FETÖ konusunda ABD'nin iç hukukuna ilişkin araştırma yaptığını dile getiren Bozdağ, "Bize FBI olarak araştırma başlattıklarını daha önce de söylediler ama Amerika'daki faaliyetlerine dönük bir araştırma. Kara para aklama, vergi kaçırma, Amerika'ya kaçak işçi götürme gibi konularda ABD'nin kendi iç hukukuna ilişkin konularda bir araştırma yaptıklarını biliyoruz. Bizim istediğimiz şey bundan daha ötesi, Türkiye'ye dönük darbe teşebbüsü nedeniyle terörist başı Gülen'in iadesi." diye konuştu.

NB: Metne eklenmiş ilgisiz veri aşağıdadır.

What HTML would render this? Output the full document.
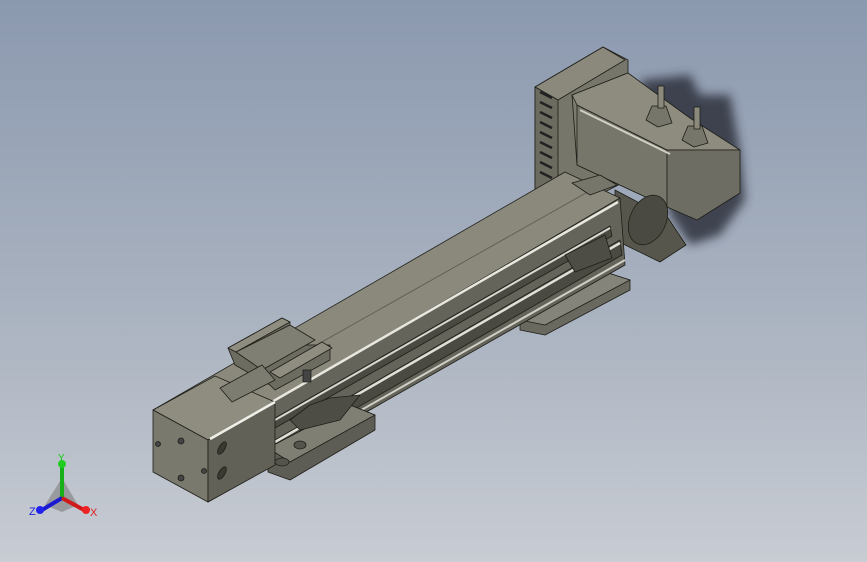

Bekir Bozdağ, Amerika'nın, müttefikliğinin gereğini yapması gerektiğini vurgulayarak, sözlerini şöyle sürdürdü:

"Şu anda Pensilvanya'da Türkiye'ye karşı her türlü terör faaliyetini büyük bir güven ve koruma altında yürütüyor. Şimdi ABD'de bir tanesi darbe yapmış olsa, 200'den fazla kişiyi şehit etmiş olsa ve 2 bin 194 kişiyi yaralasa, Meclislerini bombalasa, Beyaz Saray'ı bombalasa, bunu yapan kişi de Türkiye'de olsa, Türkiye de ABD'nin yaptığını ABD'ye yapsa, ABD ne düşünür? Biz burada Türkiye'ye karşı objektif olmayı ve müttefiksek müttefiklik hukukunun gereğini yapmasını bekliyoruz. Şu anlamda olumlu bir hava var, biz inanıyoruz ki bu olumlu hava ile Türkiye'yle var olan sorunlu alanları bir çözüme kavuşturur. Diyoruz ki bizim hava savunma sistemlerimiz yok, ver Patriotları alalım, 'vermeyiz' diyorlar. O zaman 'başka yerden alalım' diyoruz 'alamazsınız' diyorlar. Ne yapacağız biz, havamızı savunmasız mı bırakacağız? Füzeler karşı kendimizi korumayacak mıyız? Böyle bir şey olamaz. Biz kendi göbeğimizi gerektiğinde kendimiz keseriz. Sadece tek bir yöne Türkiye hiç bir zaman mecbur değildir, alternatifleri çoktur."